El biólogo explica que el permanecer mucho tiempo en la oscuridad, o aislado, tiene su primer impacto en el descanso. “Estar aislado, o en penumbra, como está un trabajador bajo tierra, altera mucho la sincronización de los ritmos, y eso sin duda conlleva a un trastorno de sueño y vigilia.”
Al dormir mal, las funciones vitales se alteran provocando irritabilidad, agresividad y mayor predisposición a equivocarse, a cometer accidentes; y con el tiempo, si se mantiene una deuda de sueño, el organismo comienza a enfermarse.
“La falta de descanso, y más si es crónica, puede generar todo tipo de enfermedades. Incluso el último informe de la OMS revela que el trabajo en turnos rotativos, o los que van alterando el ritmo biológico es un indicador de riesgo para el cáncer. Lo más leve son trastornos gastrointestinales”, adelanta el experto.
Golombeck hace una diferencia interesante sobre las horas que se viven en penumbras o aislado, porque la sensación temporal bajo esas condiciones supera las 24 horas.
“El reloj interno que mide el cerebro tiene sus cálculos endógenos y autónomos para informar qué horario es. Pero los días que genera no son exactamente de 24 horas. Son más largos, entre 26 y 28 horas. Por eso es que tiene que sincronizarse y se ajusta todos los días al percibir la luz ambiental. Si no se pone en hora, sucede que se alargan. Lo cual no es grave, pero la percepción del tiempo cambia”, explica.
La psiquis también se ve comprometida en actividades que demandan aislamiento, o sea subterráneas, o las que alteren el ciclo de vigilia.

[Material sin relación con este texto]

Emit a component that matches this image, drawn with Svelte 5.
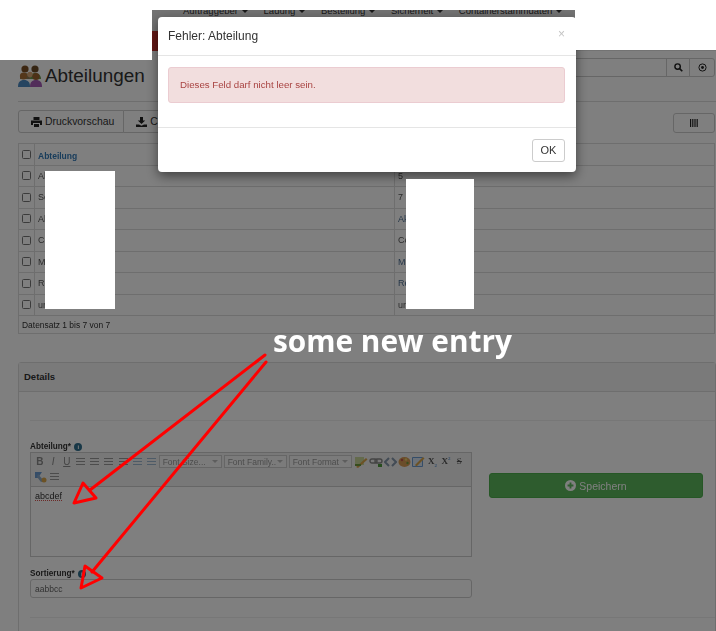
<script>
    const navItems = ['Auftraggeber', 'Ladung', 'Bestellung', 'Sicherheit', 'Containerstammdaten', 'S'];
    const rows = [
        { name: 'Ak', order: '5', link: false },
        { name: 'Se', order: '7', link: false },
        { name: 'Ak', order: 'Ak', link: true },
        { name: 'Co', order: 'Co', link: false },
        { name: 'Mi', order: 'Mi', link: true },
        { name: 'Re', order: 'Re', link: true },
        { name: 'un', order: 'un', link: false }
    ];
    const selects = ['Font Size...', 'Font Family..', 'Font Format'];
</script>

<div class="page">
    <nav class="topnav">
        <div class="menu">
            {#each navItems as item}
                <span class="menu-item">{item} <i class="caret"></i></span>
            {/each}
        </div>
        <div class="tab-red"></div>
    </nav>

    <header class="title-row">
        <div class="title">
            <svg width="24" height="23" viewBox="0 0 24 23">
                <circle cx="7" cy="4" r="3.6" fill="#7a4f25" />
                <circle cx="17" cy="4" r="3.6" fill="#6b4a26" />
                <path d="M2 14c0-4 2-6 5-6s5 2 5 6z" fill="#8b7a55" />
                <path d="M12 14c0-4 2-6 5-6s6 2 6 6z" fill="#6a9a4f" />
                <circle cx="5.5" cy="11" r="3.6" fill="#a86f36" />
                <circle cx="12" cy="9.5" r="2.8" fill="#d9a878" />
                <circle cx="18" cy="11.5" r="3.6" fill="#9a632e" />
                <path d="M0 22c0-5 2-7 6-7s6 2 6 7z" fill="#4a88c0" />
                <path d="M12 22c0-5 2-7 6-7s6 2 6 7z" fill="#a45ab5" />
            </svg>
            <h1>Abteilungen</h1>
        </div>
        <div class="search">
            <input type="text" aria-label="Suche" />
            <button class="icon-btn" aria-label="Suchen">
                <svg width="9" height="9" viewBox="0 0 10 10"><circle cx="4" cy="4" r="3" fill="none" stroke="#222" stroke-width="1.6" /><path d="M6 6l3.2 3.2" stroke="#222" stroke-width="1.8" /></svg>
            </button>
            <button class="icon-btn last" aria-label="Zurücksetzen">
                <svg width="9" height="9" viewBox="0 0 10 10"><circle cx="5" cy="5" r="4" fill="none" stroke="#222" stroke-width="1.1" /><circle cx="5" cy="5" r="1.6" fill="#222" /></svg>
            </button>
        </div>
    </header>

    <div class="toolbar">
        <div class="btn-group">
            <button class="btn">
                <svg width="11" height="10" viewBox="0 0 11 10"><path d="M2.5 0h6v3h-6zM0 3.5h11v4.5H9V6H2v2H0zM3 7h5v3H3z" fill="#222" /></svg>
                Druckvorschau
            </button>
            <button class="btn">
                <svg width="11" height="10" viewBox="0 0 11 10"><path d="M4 0h3v3.5h2.2L5.5 7 1.8 3.5H4zM0 7.5h3l2.5 1.2L8 7.5h3V10H0z" fill="#222" /></svg>
                CSV
            </button>
        </div>
        <button class="btn columns" aria-label="Spalten">
            <svg width="8" height="8" viewBox="0 0 8 8"><path d="M0 0h1.2v8H0zM2.2 0h1.2v8H2.2zM4.4 0h1.2v8H4.4zM6.6 0h1.2v8H6.6z" fill="#222" /></svg>
        </button>
    </div>

    <table class="grid">
        <thead>
            <tr>
                <th class="check"><i class="box"></i></th>
                <th class="c1"><a href="#top">Abteilung</a></th>
                <th></th>
            </tr>
        </thead>
        <tbody>
            {#each rows as row}
                <tr>
                    <td class="check"><i class="box"></i></td>
                    <td class="c1"><span class="name">{row.name}</span></td>
                    <td class:link={row.link}>{row.order}</td>
                </tr>
            {/each}
        </tbody>
        <tfoot>
            <tr><td colspan="3">Datensatz 1 bis 7 von 7</td></tr>
        </tfoot>
    </table>

    <section class="panel">
        <h2>Details</h2>
        <div class="panel-body">
            <hr />
            <div class="form">
                <div class="fields">
                    <label for="editor">Abteilung* <i class="info">i</i></label>
                    <div class="editor" id="editor">
                        <div class="ed-bar">
                            <div class="ed-row">
                                <b class="tb">B</b><em class="tb">I</em><u class="tb">U</u>
                                {#each [0, 1, 2, 3, 4, 5] as n}
                                    <span class="lines" class:blue={n > 3}></span>
                                {/each}
                                {#each selects as s}
                                    <span class="sel">{s}<i class="sel-arrow"></i></span>
                                {/each}
                                <svg class="ico" width="14" height="12" viewBox="0 0 14 12"><path d="M1 1h9v8H1z" fill="#c9d79a" /><path d="M2 11L12 2l1.5 1.5L4 12z" fill="#d9a54a" /><path d="M1 8h6v2H1z" fill="#6f9a3c" /></svg>
                                <svg class="ico" width="14" height="12" viewBox="0 0 14 12"><path d="M1 5a2 2 0 012-2h3a2 2 0 010 4H3a2 2 0 01-2-2zM6 5a2 2 0 012-2h3a2 2 0 010 4H8a2 2 0 01-2-2z" fill="none" stroke="#888" stroke-width="1.4" /><path d="M9 8h4v3H9z" fill="#4f9a3c" /></svg>
                                <svg class="ico" width="13" height="12" viewBox="0 0 13 12"><path d="M5 2L1 6l4 4M8 2l4 4-4 4" fill="none" stroke="#8597ab" stroke-width="2" /></svg>
                                <svg class="ico" width="13" height="12" viewBox="0 0 13 12"><ellipse cx="6.5" cy="6" rx="6" ry="5" fill="#d79a55" /><circle cx="4" cy="4" r="1.2" fill="#c0504d" /><circle cx="8" cy="3.5" r="1.2" fill="#e6d36a" /><circle cx="9.5" cy="7" r="1.2" fill="#6f9a3c" /></svg>
                                <svg class="ico" width="13" height="12" viewBox="0 0 13 12"><path d="M.5 1.5h10v9H.5z" fill="#d9e5f2" stroke="#6b9bd1" /><path d="M3 9l8-8 1.5 1.5-8 8z" fill="#d9a54a" /></svg>
                                <b class="tb small">X<sub>2</sub></b><b class="tb small">X<sup>2</sup></b><span class="tb small strike">S</span>
                            </div>
                            <div class="ed-row">
                                <svg class="ico first" width="13" height="12" viewBox="0 0 13 12"><path d="M1 1h7L4 7H1z" fill="#6b9bd1" /><path d="M4 3l6 7-3 1-4-5z" fill="#8aa9c8" /><circle cx="10" cy="9" r="2.5" fill="#d9a54a" /></svg>
                                <span class="lines"></span>
                            </div>
                        </div>
                        <div class="ed-text"><span class="typo">abcdef</span></div>
                    </div>
                    <label class="second" for="sort">Sortierung* <i class="info">i</i></label>
                    <input class="sort" id="sort" type="text" value="aabbcc" />
                </div>
                <div class="side">
                    <button class="save">
                        <svg width="11" height="11" viewBox="0 0 12 12"><circle cx="6" cy="6" r="6" fill="#fff" /><path d="M5 2.8h2V5h2.2v2H7v2.2H5V7H2.8V5H5z" fill="#5cb85c" /></svg>
                        Speichern
                    </button>
                </div>
            </div>
            <hr class="end" />
        </div>
    </section>

    <div class="backdrop"></div>

    <div class="modal" role="dialog">
        <div class="modal-head">
            <span>Fehler: Abteilung</span>
            <span class="close">×</span>
        </div>
        <div class="modal-body">
            <div class="alert">Dieses Feld darf nicht leer sein.</div>
        </div>
        <div class="modal-foot">
            <button class="ok">OK</button>
        </div>
    </div>

    <!-- Retusche und Anmerkungen aus dem Screenshot -->
    <div class="patch p-top"></div>
    <div class="patch p-left"></div>
    <div class="patch p-right"></div>
    <div class="patch p-cell1"></div>
    <div class="patch p-cell2"></div>

    <div class="note">some new entry</div>
    <svg class="arrows" width="716" height="631" viewBox="0 0 716 631">
        <g fill="none" stroke="#f00" stroke-width="3" stroke-linejoin="round" stroke-linecap="round">
            <path d="M265 355L90 490" />
            <path d="M83 483L74 503 96 498z" />
            <path d="M266 362L92 572" />
            <path d="M85 566L81 588 102 578z" />
        </g>
    </svg>
</div>

<style>
    :global(body) {
        margin: 0;
    }

    .page {
        position: relative;
        width: 716px;
        height: 631px;
        overflow: hidden;
        background: #fff;
        color: #333;
        font-family: "Liberation Sans", Arial, sans-serif;
        font-size: 9px;
    }

    button {
        font-family: inherit;
    }

    .topnav {
        height: 51px;
        background: #e6e6e6;
        box-sizing: border-box;
        position: relative;
    }
    .menu {
        display: flex;
        gap: 16px;
        padding: 5px 0 0 183px;
        font-size: 9.5px;
        color: #333;
        white-space: nowrap;
    }
    .caret {
        display: inline-block;
        border: 3px solid transparent;
        border-top-color: #333;
        border-bottom: 0;
        vertical-align: middle;
        margin-left: 1px;
    }
    .tab-red {
        position: absolute;
        left: 150px;
        top: 31px;
        width: 40px;
        height: 20px;
        background: #c9302c;
    }

    .title-row {
        height: 51px;
        box-sizing: border-box;
        margin-left: 18px;
        border-bottom: 1px solid #ddd;
        display: flex;
        justify-content: space-between;
        align-items: flex-start;
    }
    .title {
        display: flex;
        align-items: center;
        gap: 3px;
        padding-top: 14px;
    }
    h1 {
        margin: -2px 0 0;
        font-size: 18.9px;
        font-weight: 400;
        line-height: 24px;
        color: #333;
    }
    .search {
        display: flex;
        margin-top: 7px;
        margin-right: 1px;
    }
    .search input {
        width: 200px;
        height: 19px;
        box-sizing: border-box;
        border: 1px solid #ccc;
        padding: 0;
    }
    .icon-btn {
        width: 24px;
        height: 19px;
        padding: 0;
        margin-left: -1px;
        background: #fff;
        border: 1px solid #ccc;
        display: flex;
        align-items: center;
        justify-content: center;
    }
    .icon-btn.last {
        width: 26px;
        border-radius: 0 3px 3px 0;
    }

    .toolbar {
        display: flex;
        justify-content: space-between;
        align-items: flex-end;
        margin: 8px 1px 0 18px;
        height: 23px;
    }
    .btn-group {
        display: flex;
    }
    .btn {
        height: 23px;
        background: #fff;
        border: 1px solid #ccc;
        border-radius: 3px 0 0 3px;
        padding: 0 9px 0 12px;
        font-size: 10.4px;
        color: #333;
        display: flex;
        align-items: center;
        gap: 3px;
    }
    .btn-group .btn + .btn {
        margin-left: -1px;
        border-radius: 0 3px 3px 0;
    }
    .columns {
        width: 42px;
        height: 20px;
        border-radius: 3px;
        justify-content: center;
        padding: 0;
    }

    .grid {
        margin: 10px 1px 0 18px;
        width: 697px;
        border-collapse: collapse;
        table-layout: fixed;
        font-size: 9px;
        filter: blur(0.25px);
    }
    .grid th, .grid td {
        border: 1px solid #ddd;
        text-align: left;
        padding: 0 0 0 3px;
        height: 21.5px;
        box-sizing: border-box;
        font-weight: 400;
        color: #555;
    }
    .grid th {
        padding-top: 4px;
    }
    .grid th a {
        color: #337ab7;
        font-weight: 700;
        font-size: 8.5px;
        text-decoration: none;
    }
    .grid td.link {
        color: #4b6d91;
    }
    .grid .check {
        width: 16px;
        padding: 0 0 0 3px;
    }
    .grid .c1 {
        width: 360px;
    }
    .box {
        display: block;
        width: 7px;
        height: 7px;
        border: 1px solid #767676;
        border-radius: 1.5px;
        background: #fff;
    }
    .grid tfoot td {
        height: 18px;
        padding-left: 3px;
        color: #333;
        font-size: 8.45px;
    }

    .panel {
        margin: 28px 0 0 18px;
        border: 1px solid #ddd;
        border-radius: 3px 3px 0 0;
        height: 300px;
        filter: blur(0.3px);
    }
    h2 {
        margin: 0;
        height: 28px;
        line-height: 28px;
        padding-left: 5px;
        background: #f5f5f5;
        border-bottom: 1px solid #ddd;
        font-size: 9.5px;
        font-weight: 700;
        color: #333;
    }
    .panel-body {
        padding: 28px 0 0 11px;
    }
    hr {
        margin: 0;
        border: 0;
        border-top: 1px solid #eee;
    }
    hr.end {
        margin-top: 19px;
    }
    .form {
        display: flex;
        margin-top: 21px;
    }
    .fields {
        width: 442px;
    }
    label {
        display: block;
        height: 10px;
        line-height: 10px;
        font-size: 8.2px;
        font-weight: 700;
        color: #333;
    }
    .info {
        display: inline-block;
        width: 8px;
        height: 8px;
        line-height: 8px;
        border-radius: 50%;
        background: #31708f;
        color: #fff;
        font-size: 6px;
        font-weight: 700;
        font-style: normal;
        text-align: center;
        margin-left: 1px;
    }
    .second {
        margin-top: 12px;
    }
    .editor {
        height: 105px;
        box-sizing: border-box;
        border: 1px solid #ccc;
        display: flex;
        flex-direction: column;
    }
    .ed-bar {
        height: 34px;
        box-sizing: border-box;
        background: #f0f0f0;
        border-bottom: 1px solid #ccc;
        padding-top: 1px;
    }
    .ed-row {
        height: 15px;
        display: flex;
        align-items: center;
        color: #8a8a8a;
        font-size: 8.5px;
    }
    .ed-row .tb {
        width: 13.5px;
        text-align: center;
        font-family: "Liberation Sans", sans-serif;
        font-size: 10px;
    }
    .ed-row .tb:first-child {
        margin-left: 2px;
    }
    .ed-row .tb.small {
        font-family: "Liberation Serif", serif;
        font-size: 9px;
        color: #555;
        line-height: 9px;
    }
    .tb sub, .tb sup {
        font-size: 5px;
        color: #6b9bd1;
        line-height: 0;
    }
    .strike {
        text-decoration: line-through;
    }
    .lines {
        width: 9px;
        height: 7px;
        margin: 0 2.6px;
        background: repeating-linear-gradient(#999 0 1px, transparent 1px 3px);
    }
    .lines.blue {
        background: repeating-linear-gradient(#9db7cf 0 1px, transparent 1px 3px);
    }
    .sel {
        display: inline-flex;
        justify-content: space-between;
        align-items: center;
        width: 63px;
        height: 13px;
        box-sizing: border-box;
        margin-right: 2px;
        padding: 0 3px;
        border: 1px solid #ccc;
        background: #f7f7f7;
        color: #999;
        font-size: 8.5px;
        white-space: nowrap;
    }
    .sel-arrow {
        border: 3px solid transparent;
        border-top-color: #bbb;
        border-bottom: 0;
    }
    .ico {
        margin: 0 .5px;
        flex: none;
    }
    .ico.first {
        margin-left: 3px;
    }
    .ed-text {
        flex: 1;
        background: #fff;
        padding: 4px 4px;
        font-size: 9px;
        color: #333;
    }
    .typo {
        text-decoration: underline dotted #d9534f 1px;
    }
    .sort {
        display: block;
        width: 100%;
        height: 19px;
        box-sizing: border-box;
        padding: 0 4px;
        border: 1px solid #ccc;
        border-radius: 3px;
        color: #666;
        font-family: inherit;
        font-size: 8.5px;
    }
    .side {
        margin-left: 17px;
        padding-top: 31px;
    }
    .save {
        width: 214px;
        height: 25px;
        border: 1px solid #4cae4c;
        border-radius: 3px;
        background: #5cb85c;
        color: #fff;
        font-size: 10.5px;
        display: flex;
        align-items: center;
        justify-content: center;
        gap: 3px;
    }

    .backdrop {
        position: absolute;
        inset: 0;
        background: rgba(0, 0, 0, 0.5);
    }

    .modal {
        position: absolute;
        left: 158px;
        top: 17px;
        width: 418px;
        height: 155px;
        background: #fff;
        border-radius: 4px;
        box-shadow: 0 4px 12px rgba(0, 0, 0, 0.5);
        display: flex;
        flex-direction: column;
        color: #333;
    }
    .modal-head {
        height: 39px;
        box-sizing: border-box;
        border-bottom: 1px solid #e5e5e5;
        padding: 0 11px 0 10px;
        display: flex;
        justify-content: space-between;
        align-items: center;
        font-size: 12px;
    }
    .close {
        color: #c4c4c4;
        font-size: 12px;
        margin-top: -4px;
    }
    .modal-body {
        height: 71px;
        box-sizing: border-box;
        padding: 11px 11px 0 10px;
    }
    .alert {
        height: 36px;
        box-sizing: border-box;
        line-height: 34px;
        padding-left: 11px;
        background: #f2dede;
        border: 1px solid #ebccd1;
        border-radius: 3px;
        color: #a94442;
        font-size: 9.7px;
    }
    .modal-foot {
        flex: 1;
        border-top: 1px solid #e5e5e5;
        display: flex;
        justify-content: flex-end;
        align-items: center;
        padding-right: 11px;
    }
    .ok {
        width: 33px;
        height: 23px;
        padding: 0;
        background: #fff;
        border: 1px solid #ccc;
        border-radius: 3px;
        color: #333;
        font-size: 11px;
    }

    .patch {
        position: absolute;
        background: #fff;
    }
    .p-top { left: 0; top: 0; width: 716px; height: 10px; }
    .p-left { left: 0; top: 0; width: 152px; height: 60px; }
    .p-right { left: 575px; top: 0; width: 141px; height: 50px; }
    .p-cell1 { left: 45px; top: 171px; width: 70px; height: 138px; }
    .p-cell2 { left: 406px; top: 179px; width: 68px; height: 130px; }

    .note {
        position: absolute;
        left: 273px;
        top: 320px;
        color: #fff;
        font-family: "Open Sans", sans-serif;
        font-weight: 700;
        font-size: 29.8px;
        line-height: 42px;
        white-space: nowrap;
    }
    .arrows {
        position: absolute;
        left: 0;
        top: 0;
    }
</style>
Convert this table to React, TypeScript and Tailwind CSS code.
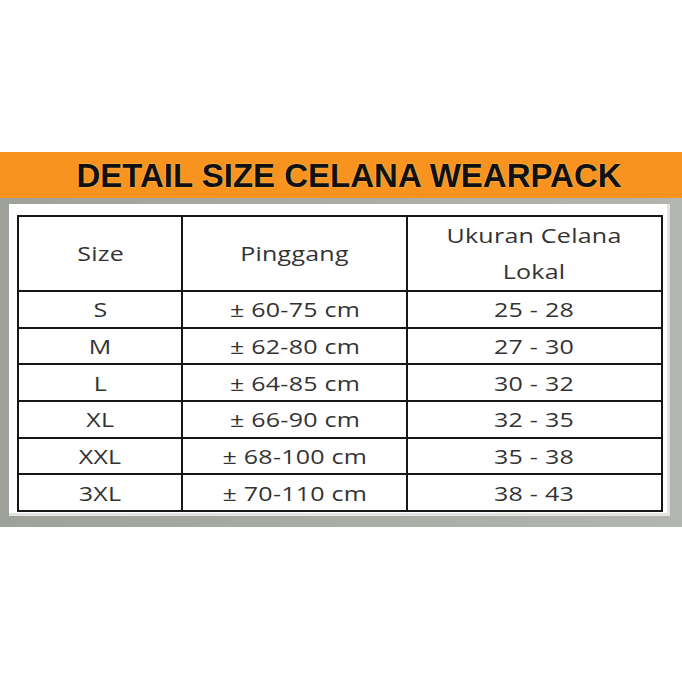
const rows = [
  { size: "S", waist: "± 60-75 cm", local: "25 - 28" },
  { size: "M", waist: "± 62-80 cm", local: "27 - 30" },
  { size: "L", waist: "± 64-85 cm", local: "30 - 32" },
  { size: "XL", waist: "± 66-90 cm", local: "32 - 35" },
  { size: "XXL", waist: "± 68-100 cm", local: "35 - 38" },
  { size: "3XL", waist: "± 70-110 cm", local: "38 - 43" },
];

function Wide({ children }: { children: React.ReactNode }) {
  return <span className="inline-block scale-x-[1.25] tracking-[0.2px]">{children}</span>;
}

export default function App() {
  return (
    <div className="w-[682px] h-[682px] bg-white overflow-hidden">
      <div className="h-[152px]" />

      {/* Title bar */}
      <div className="h-[46px] bg-[#f7931e] flex items-center justify-center">
        <h1
          className="text-[33px] font-bold leading-none text-[#111] pl-[16px]"
          style={{
            fontFamily: '"Liberation Sans", Arial, sans-serif',
            textShadow: "0 0 2px #ffc266, 0 0 1px #ffc266",
          }}
        >
          DETAIL SIZE CELANA WEARPACK
        </h1>
      </div>

      {/* Gray panel */}
      <div className="h-[329px] bg-gradient-to-r from-[#9ea29a] via-[#aaada6] to-[#b3b5b0] pt-[6px] pl-[9px] pr-[12px]">
        <div className="h-[312px] bg-white pt-[11px] pl-[8px] pr-[7px] border-r-[3px] border-b-[3px] border-[#e4e5e2]">
          <table
            className="w-[646px] border-collapse border-2 border-[#161616] text-[#333] text-[20px]"
            style={{ fontFamily: '"Open Sans", sans-serif' }}
          >
            <colgroup>
              <col className="w-[165px]" />
              <col className="w-[225px]" />
              <col className="w-[256px]" />
            </colgroup>
            <thead>
              <tr className="h-[75px]">
                <th className="border-2 border-[#161616] font-normal text-center">
                  <Wide>Size</Wide>
                </th>
                <th className="border-2 border-[#161616] font-normal text-center">
                  <Wide>Pinggang</Wide>
                </th>
                <th className="border-2 border-[#161616] font-normal text-center leading-[36px]">
                  <Wide>Ukuran Celana</Wide>
                  <br />
                  <Wide>Lokal</Wide>
                </th>
              </tr>
            </thead>
            <tbody>
              {rows.map((r) => (
                <tr key={r.size} className="h-[36.7px]">
                  <td className="border-2 border-[#161616] text-center leading-none pt-[2px]">
                    <Wide>{r.size}</Wide>
                  </td>
                  <td className="border-2 border-[#161616] text-center leading-none pt-[2px]">
                    <Wide>{r.waist}</Wide>
                  </td>
                  <td className="border-2 border-[#161616] text-center leading-none pt-[2px]">
                    <Wide>{r.local}</Wide>
                  </td>
                </tr>
              ))}
            </tbody>
          </table>
        </div>
      </div>
    </div>
  );
}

“No hay patologías, pero sí condicionamientos. Es posible que presenten una disminución de estímulos que puede tener en un ámbito más abierto. Impacta directo en la salud. En el costado más negativo, y prolongado, se pueden desatar fobias, estrés, miedos, pánico al encierro”, explica el psiquiatra Enrique Stein, de la Asociación de Psiquiatras Argentinos (APSA).
Para que el estrés no se transforme en patológico, Stein sugiere generar situaciones que faciliten recrear posibles momentos de encierro. “Hay que crear un simulacro de estrés con el otro a través de la palabra, del juego, y compartir objetivos. Para aprender y estar preparados para imprevistos.”
El psiquiatra también señala que los trabajos que no demandan una interacción con otras personas, o son solitarios, hacen que “los vínculos queden reducidos, acotados a los estímulos que reciben”.
Golombeck, en concordancia con Stein, agrega que “en el caso extremo de los mineros, por lo general tienen problemas de adaptación a la luz (fotofobia) y cuando salen a la superficie les cuesta adaptarse (fotosensibilidad)”.
“Es decir: si están seis meses bajo tierra, pueden recuperar la visibilidad en un mes”. añade.
Para muchos, vivir en las profundidades tiene un misterio cautivante, pero detrás de lo diferente, a veces, la autonomía corporal busca salir a lo convencional.